One could easily imagine a comparable action of the US forces in case a wanted person would found himself within the US jurisdiction. Several “questionable” examples involving the display of sovereign powers could be furnished to this end. First, the arrest of Meng Wanzhou, deputy board chair at Huawei, in 2018 at the Vancouver International Airport, which, according to her, was a plotted action of the US and Canadian agencies. Second, in 2013, a Bolivian president’s plane was grounded in Vienna under the suspicion that Edward Snowden, sought by the US for revealing a number of secret documents from the US National Security Agency, was among the passengers. Besides, there is a plethora of incidents related to states’ non-consensual operations in other states’ territories under the pretext of protecting vital national interests linked to the arrest or killing of wanted people, which is a much greater breach of international law.
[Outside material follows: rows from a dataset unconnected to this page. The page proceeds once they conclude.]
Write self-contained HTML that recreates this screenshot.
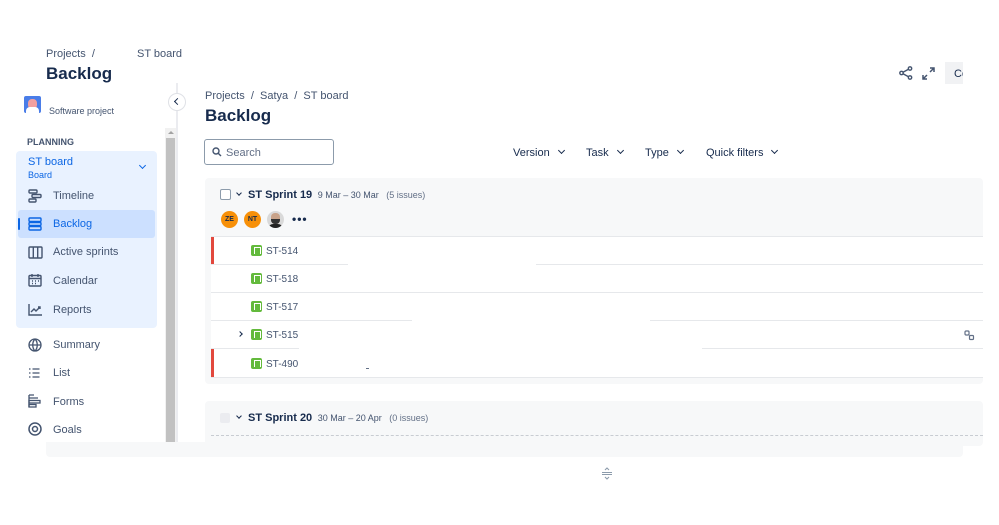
<!DOCTYPE html>
<html><head><meta charset="utf-8"><style>
*{margin:0;padding:0;box-sizing:border-box}
body{width:999px;height:525px;background:#fff;font-family:"Liberation Sans",sans-serif;color:#172b4d;position:relative;overflow:hidden}
.a{position:absolute}
.nav{position:absolute;left:53px;font-size:11px;color:#44546f}
.ic{position:absolute;left:28px}
.row{position:absolute;left:211px;width:772px;height:28px;background:#fff}
.key{position:absolute;left:40px;top:8px;font-size:10px;color:#44546f}
.key i{display:inline-block;width:11px;height:11px;background:#63ba3c;border-radius:2px;vertical-align:-2px;margin-right:4px;position:relative}
.key i:after{content:"";position:absolute;left:3px;top:2px;width:5px;height:6px;border:1.2px solid #fff;border-bottom:none}
.sep{position:absolute;height:1px;background:#e6e8eb}
.flt{position:absolute;top:147px;font-size:11px;color:#172b4d}
.flt:after{content:"";display:inline-block;width:4px;height:4px;border-right:1.5px solid #172b4d;border-bottom:1.5px solid #172b4d;transform:rotate(45deg);margin-left:9px;vertical-align:3px}
</style></head><body>
<div class="a" style="left:46px;top:48px;font-size:11px;color:#44546f">Projects &nbsp;/</div>
<div class="a" style="left:137px;top:48px;font-size:11px;color:#44546f">ST board</div>
<div class="a" style="left:46px;top:64px;font-size:17px;font-weight:bold">Backlog</div>

<div class="a" style="left:24px;top:96px;width:17px;height:17px;background:#4a7de8;border-radius:2px;overflow:hidden"><div style="position:absolute;left:4px;top:3px;width:9px;height:10px;background:#f3a0a0;border-radius:4px"></div><div style="position:absolute;left:2px;top:11px;width:13px;height:6px;background:#fff;border-radius:4px 4px 0 0"></div></div>
<div class="a" style="left:49px;top:106px;font-size:9px;color:#44546f">Software project</div>
<div class="a" style="left:27px;top:137px;font-size:9px;font-weight:bold;color:#44546f">PLANNING</div>
<div class="a" style="left:16px;top:151px;width:141px;height:177px;background:#e9f2ff;border-radius:4px"></div>
<div class="a" style="left:28px;top:156px;font-size:11px;color:#0c66e4">ST board</div>
<div class="a" style="left:28px;top:170px;font-size:9px;color:#0c66e4">Board</div>
<div class="a" style="left:140px;top:163px;width:5px;height:5px;border-right:1.5px solid #0c66e4;border-bottom:1.5px solid #0c66e4;transform:rotate(45deg)"></div>
<div class="a" style="left:18px;top:210px;width:137px;height:28px;background:#cce0ff;border-radius:3px"></div>
<div class="a" style="left:18px;top:218px;width:2px;height:12px;background:#0c66e4;border-radius:1px"></div>
<svg class="ic" style="top:189px" width="14" height="14" viewBox="0 0 14 14" fill="none" stroke="#44546f" stroke-width="1.4"><rect x="1" y="1" width="8" height="3" rx="1"/><rect x="4" y="5.5" width="9" height="3" rx="1"/><rect x="1" y="10" width="7" height="3" rx="1"/></svg>
<div class="nav" style="top:190px">Timeline</div>
<svg class="ic" style="top:217px" width="14" height="14" viewBox="0 0 14 14" fill="none" stroke="#0c66e4" stroke-width="1.4"><rect x="1" y="1" width="12" height="3.5" rx="1"/><rect x="1" y="5.5" width="12" height="3" rx="1"/><rect x="1" y="9.5" width="12" height="3.5" rx="1"/></svg>
<div class="nav" style="top:218px;color:#0c66e4">Backlog</div>
<svg class="ic" style="top:246px" width="15" height="13" viewBox="0 0 15 13" fill="none" stroke="#44546f" stroke-width="1.4"><rect x="1" y="1" width="13" height="11" rx="1"/><path d="M5.3 1v11M9.7 1v11"/></svg>
<div class="nav" style="top:246px">Active sprints</div>
<svg class="ic" style="top:273px" width="14" height="14" viewBox="0 0 14 14" fill="none" stroke="#44546f" stroke-width="1.4"><rect x="1" y="2.5" width="12" height="10.5" rx="1"/><path d="M1 5.5h12M4 1v3M10 1v3M4 8h1M7 8h1M10 8h1M4 10.5h1M7 10.5h1"/></svg>
<div class="nav" style="top:275px">Calendar</div>
<svg class="ic" style="top:303px" width="15" height="13" viewBox="0 0 15 13" fill="none" stroke="#44546f" stroke-width="1.4"><path d="M1 1v11h13M3 9l3-3 2 2 4-4M10 4h2v2"/></svg>
<div class="nav" style="top:304px">Reports</div>
<svg class="ic" style="top:338px" width="14" height="14" viewBox="0 0 14 14" fill="none" stroke="#44546f" stroke-width="1.3"><circle cx="7" cy="7" r="6"/><path d="M1 7h12M7 1c-3 3-3 9 0 12M7 1c3 3 3 9 0 12"/></svg>
<div class="nav" style="top:339px">Summary</div>
<svg class="ic" style="top:367px" width="13" height="12" viewBox="0 0 13 12" fill="none" stroke="#44546f" stroke-width="1.3"><path d="M1 2h1.5M1 6h1.5M1 10h1.5M4.5 2h7M4.5 6h7M4.5 10h7"/></svg>
<div class="nav" style="top:367px">List</div>
<svg class="ic" style="top:394px" width="13" height="14" viewBox="0 0 13 14" fill="none" stroke="#44546f" stroke-width="1.3"><path d="M1 1h5M1 4h9M1 1v12"/><rect x="1" y="6.5" width="11" height="2.5"/><rect x="1" y="10.5" width="7" height="2.5"/></svg>
<div class="nav" style="top:396px">Forms</div>
<svg class="ic" style="top:422px" width="14" height="14" viewBox="0 0 14 14" fill="none" stroke="#44546f" stroke-width="1.5"><circle cx="7" cy="7" r="6"/><circle cx="7" cy="7" r="2.5"/></svg>
<div class="nav" style="top:424px">Goals</div>

<div class="a" style="left:176px;top:83px;width:2px;height:360px;background:#ebecf0"></div>
<div class="a" style="left:168px;top:93px;width:18px;height:18px;border-radius:50%;background:#fff;border:1px solid #dfe1e6"></div>
<div class="a" style="left:175px;top:99px;width:5px;height:5px;border-left:1.5px solid #172b4d;border-bottom:1.5px solid #172b4d;transform:rotate(45deg)"></div>
<div class="a" style="left:165px;top:128px;width:11px;height:314px;background:#f1f1f1"></div>
<div class="a" style="left:166px;top:138px;width:9px;height:304px;background:#c1c1c1"></div>
<div class="a" style="left:168px;top:131px;width:0;height:0;border-left:3px solid transparent;border-right:3px solid transparent;border-bottom:3px solid #a3a3a3"></div>

<div class="a" style="left:205px;top:90px;font-size:11px;color:#44546f">Projects &nbsp;/ &nbsp;Satya &nbsp;/ &nbsp;ST board</div>
<div class="a" style="left:205px;top:106px;font-size:17px;font-weight:bold">Backlog</div>
<div class="a" style="left:204px;top:139px;width:130px;height:26px;border:1.5px solid #8c9bab;border-radius:3px"></div>
<svg class="a" style="left:212px;top:147px" width="10" height="10" viewBox="0 0 10 10" fill="none" stroke="#44546f" stroke-width="1.4"><circle cx="4" cy="4" r="3"/><path d="M6.2 6.2L9 9"/></svg>
<div class="a" style="left:226px;top:147px;font-size:11px;color:#626f86">Search</div>
<div class="flt" style="left:513px">Version</div>
<div class="flt" style="left:586px">Task</div>
<div class="flt" style="left:645px">Type</div>
<div class="flt" style="left:706px">Quick filters</div>

<svg class="a" style="left:899px;top:66px" width="14" height="14" viewBox="0 0 14 14" fill="none" stroke="#44546f" stroke-width="1.4"><circle cx="11" cy="2.5" r="1.7"/><circle cx="2.5" cy="7" r="1.7"/><circle cx="11" cy="11.5" r="1.7"/><path d="M4 6.2L9.5 3.3M4 7.8l5.5 2.9"/></svg>
<svg class="a" style="left:922px;top:67px" width="13" height="13" viewBox="0 0 13 13" fill="none" stroke="#44546f" stroke-width="1.5"><path d="M8 1h4v4M12 1L8 5M5 12H1V8M1 12l4-4"/></svg>
<div class="a" style="left:945px;top:62px;width:18px;height:22px;background:#f1f2f4;font-size:11px;padding:6px 0 0 9px;overflow:hidden;white-space:nowrap">Co</div>

<div class="a" style="left:205px;top:178px;width:778px;height:206px;background:#f7f8f9;border-radius:4px"></div>
<div class="a" style="left:220px;top:189px;width:11px;height:11px;border:1.5px solid #8c9bab;border-radius:2px;background:#fff"></div>
<div class="a" style="left:237px;top:191px;width:4px;height:4px;border-right:1.5px solid #172b4d;border-bottom:1.5px solid #172b4d;transform:rotate(45deg)"></div>
<div class="a" style="left:248px;top:189px;font-size:11px;font-weight:bold">ST Sprint 19 <span style="font-weight:normal;font-size:9px;color:#44546f">&nbsp;9 Mar – 30 Mar &nbsp; <span style="color:#626f86">(5 issues)</span></span></div>
<div class="a" style="left:221px;top:211px;width:17px;height:17px;border-radius:50%;background:#f79009;font-size:7px;font-weight:bold;text-align:center;line-height:17px;color:#172b4d">ZE</div>
<div class="a" style="left:244px;top:211px;width:17px;height:17px;border-radius:50%;background:#f79009;font-size:7px;font-weight:bold;text-align:center;line-height:17px;color:#172b4d">NT</div>
<div class="a" style="left:267px;top:211px;width:17px;height:17px;border-radius:50%;background:#d9d9d9;overflow:hidden"><div style="position:absolute;left:4px;top:2px;width:9px;height:11px;background:#c9a38a;border-radius:4px"></div><div style="position:absolute;left:4px;top:8px;width:9px;height:5px;background:#333;border-radius:0 0 4px 4px"></div><div style="position:absolute;left:1px;top:13px;width:15px;height:6px;background:#222;border-radius:5px 5px 0 0"></div></div>
<div class="a" style="left:292px;top:212px;font-size:12px;font-weight:bold;letter-spacing:1px">•••</div>

<div class="row" style="top:237px"><div class="key"><i></i>ST-514</div></div>
<div class="row" style="top:265px"><div class="key"><i></i>ST-518</div></div>
<div class="row" style="top:293px"><div class="key"><i></i>ST-517</div></div>
<div class="row" style="top:321px"><div class="key"><i></i>ST-515</div><div class="a" style="left:27px;top:11px;width:4px;height:4px;border-right:1.5px solid #172b4d;border-top:1.5px solid #172b4d;transform:rotate(45deg)"></div>
<svg class="a" style="left:753px;top:9px" width="11" height="11" viewBox="0 0 11 11" fill="none" stroke="#626f86" stroke-width="1.2"><rect x="1" y="1" width="4" height="4" rx="1"/><rect x="5.5" y="5.5" width="4" height="4" rx="1"/></svg></div>
<div class="row" style="top:349px;height:28px"><div class="key" style="top:9px"><i></i>ST-490</div><div class="a" style="left:155px;top:19px;width:3px;height:1px;background:#626f86"></div></div>
<div class="a" style="left:211px;top:237px;width:3px;height:27px;background:#e2483d"></div>
<div class="a" style="left:211px;top:349px;width:3px;height:28px;background:#e2483d"></div>
<div class="sep" style="left:211px;top:236px;width:772px"></div>
<div class="sep" style="left:211px;top:264px;width:137px"></div><div class="sep" style="left:536px;top:264px;width:447px"></div>
<div class="sep" style="left:211px;top:292px;width:772px"></div>
<div class="sep" style="left:211px;top:320px;width:201px"></div><div class="sep" style="left:650px;top:320px;width:333px"></div>
<div class="sep" style="left:211px;top:348px;width:88px"></div><div class="sep" style="left:702px;top:348px;width:281px"></div>
<div class="sep" style="left:211px;top:377px;width:772px"></div>

<div class="a" style="left:205px;top:401px;width:778px;height:45px;background:#f7f8f9;border-radius:4px"></div>
<div class="a" style="left:220px;top:413px;width:10px;height:10px;background:#ebecf0;border-radius:2px"></div>
<div class="a" style="left:237px;top:414px;width:4px;height:4px;border-right:1.5px solid #172b4d;border-bottom:1.5px solid #172b4d;transform:rotate(45deg)"></div>
<div class="a" style="left:248px;top:412px;font-size:11px;font-weight:bold">ST Sprint 20 <span style="font-weight:normal;font-size:9px;color:#44546f">&nbsp;30 Mar – 20 Apr &nbsp; <span style="color:#626f86">(0 issues)</span></span></div>
<div class="a" style="left:211px;top:435px;width:772px;border-top:1px dashed #c8ccd2"></div>

<div class="a" style="left:46px;top:442px;width:917px;height:15px;background:#f7f8f9;border-radius:0 0 4px 4px"></div>
<svg class="a" style="left:601px;top:467px" width="12" height="13" viewBox="0 0 12 13" fill="none" stroke="#8c9bab" stroke-width="1.1"><path d="M4 3l2-2 2 2M1 5.5h10M1 7.5h10M4 10l2 2 2-2"/></svg>
</body></html>
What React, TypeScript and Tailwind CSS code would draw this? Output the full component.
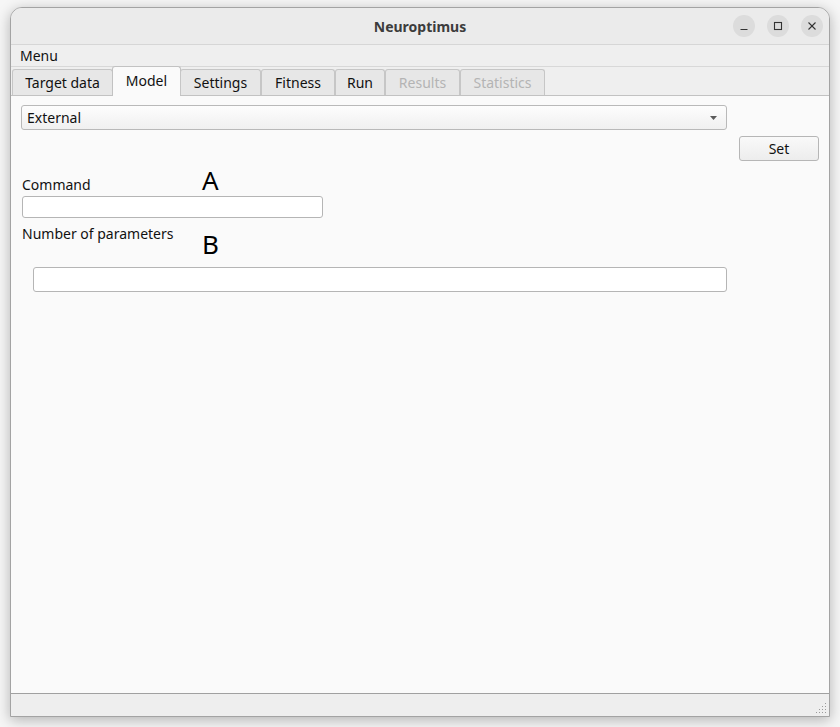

This was the case of a) the arrest of Adolf Eichmann by the Mossad in Argentina in 1960, which ended in a UN Security Council resolution 138 condemning Israeli action; b) the interception of the EgyptAir aeroplane by the US Grumman F-14 Tomcat fighters in 1985 in order to arrest terrorists who had previously killed the US citizen onboard of the Achille Lauro, which caused big sovereignty controversy between Italy and the US, since the action took place in Sicily; c) the killing of Osama bin Landen by the US forces in Pakistan in 2001, which was conducted in breach of Pakistani territorial integrity.